Existing AMR/AMI systems are also limited in that they require several layers of applications and interfaces in order to communicate with connected meters. These layers implement the various communications protocols used by the numerous meter manufacturers and the various communications technologies that can be used to communicate with a meter (e.g., RF communication, satellite-based communication, etc.). As these meters are constantly revised, so are their communications protocols, requiring similar modifications to the AMR/AMI system. Industry standards intended to unify the communication and device protocols typically fall short by setting minimum requirements for compliance and/or providing manufacturer-specific mechanisms to allow variability and customizations. Therefore, AMR/AMI systems still often require meter-specific knowledge (e.g., communications and device protocols) to read the required data from meters offered by different manufacturers. Even with the current metering standards, the addition of a new or different meter would typically require additions and/or modifications to an AMR/AMI system. The increasing variety of meters presents an almost insurmountable challenge to the automated meter reading industry.
Deregulation of the electricity metering industry has created even more challenges. Prior to deregulation, a utility was responsible for generating, distributing, and transmitting electricity as well as purchasing, storing and installing metering devices, collecting metered data and processing customer billing. Now, with deregulation implemented throughout the United States, those duties and responsibilities that were the exclusive responsibility of the utility is now being divided among several service companies and providers who all need access to the meter and the meter data. All of these companies require access to either the data collected from the metering devices (e.g., power quality, outage, etc.) or to the calculated/processed data (e.g., quadrant data; validated, estimated, and edited (VEE) data, etc.) for their internal use (load management and monitoring, forecasting, etc.).
Today there are two prevailing AMR/AMI System business models: the exclusive ownership model (depicted in FIG. 1), and the service bureau model (depicted in FIG. 2). Certain AMR/AMI System deployments utilize a mixture of these two models in order to establish a workable business case. FIG. 1 depicts the exclusive ownership business model and shows two scenarios for AMR/AMI Systems that utilize public communication networks and private communication networks, or so-called fixed networks.
FIG. 2 depicts the service bureau business model and shows two scenarios for AMR/AMI Systems that utilize public communication networks and private communication networks.
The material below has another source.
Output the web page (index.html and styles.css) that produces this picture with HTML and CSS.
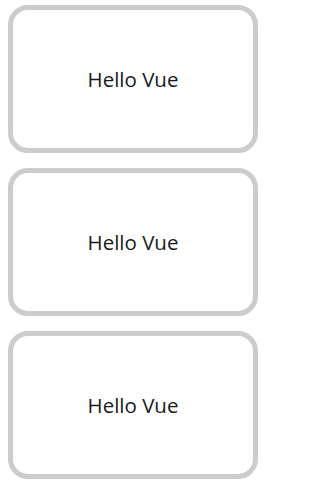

A key difference between the public and private type communication networks is that the private network requires additional up-front cost to deploy the infrastructure of the fixed network to blanket one or more service areas. Although FIGS. 1 and 2 separate the public and private communications, AMR/AMI Systems exist that can utilize a combination or mix between public communication networks and private communication networks. In the exclusive owner business model (FIG. 1), the meter data users (MDUs) (i.e., ESPs, UDCs, MDMAs, etc.) purchase an AMR/AMI system with a significant up-front cost. In that business model, a particular MDU that is purchasing an AMR/AMI System is typically only interested in how the purchased AMR/AMI System will address its specific needs as identified in its business case. The MDU typically develops a business case that justifies the initial AMR System cost based on both measurable and non-measurable benefits. Some of the measurable benefits include: meter reading staff and infrastructure reductions, cost reductions for hard-to-access meter reading, connect/disconnect staff reductions, accurate and timely outage restoration, reduction in theft or tampering. Some of the non-measurable benefits include: faster and more frequent meter readings, thus yielding a higher level of customer service/retention, better positioned for competition in a deregulated energy market, ability to provide other types of services (i.e., new rates, flexible billing, etc.), other future uses for the metered information.
Taken alone, the measurable benefits listed above typically may not justify the expense incurred by purchasing an AMR/AMI system. Consequently, the number of large AMR System deployments has not reached expectations.
In the service bureau business model (FIG. 2), a service bureau (e.g., an MDMA, (hereinafter also referred to as a “vendor”) such as Silver Spring Networks) purchases an AMR/AMI system with a significant up-front cost, and then provides access to the collected meter data to subscriber MDUs, such as a utility company. This business case is built on the value of the metered information. It assumes the service bureau will recoup the cost of the AMR system by selling meter reads or metered information to multiple MDUs (ESPs, UDCs, etc.). From the perspective of the MDU, many of the quantifiable and non-quantifiable benefits discussed above can be met using this model, with timely access to the correct set of metered information. In this model, the MDUs do not own and operate the AMR System, which is the responsibility of the service bureau operator. In this model, the MDUs pay for the information they require. This reduces the up-front costs for the MDUs over purchasing their own AMR/AMI System and provides them with the option of a pay-per-use model. The service bureau model could create some conflicts, or perceived conflicts, when competing MDUs utilize the same service bureau for metered information. In the service bureau model, the MDUs need to be able to add value by developing or buying applications that allow them to differentiate themselves from their competitors.
After the second business model becomes operational, a utility may have an interest in implementing in-house system capabilities offered by the MDMA. A utility may develop an interest in internally running an AMI application currently maintained by an MDMA or vendor. The interest may stem from national security concerns, as the MDMA system may have the capability to disconnect meters or power to commercial or private utility customers. However, one problem of implementing such system in-house is that once the MDMA system has been implemented in a particular manner, applying a set of open standards or an MDMA-specific set of configurations, it may become cost-prohibitive to move such application to the utility. For example, it could take years to retrofit a system so that it can be made compatible with enterprise software that is run by the particular utility. The present invention solves those problems.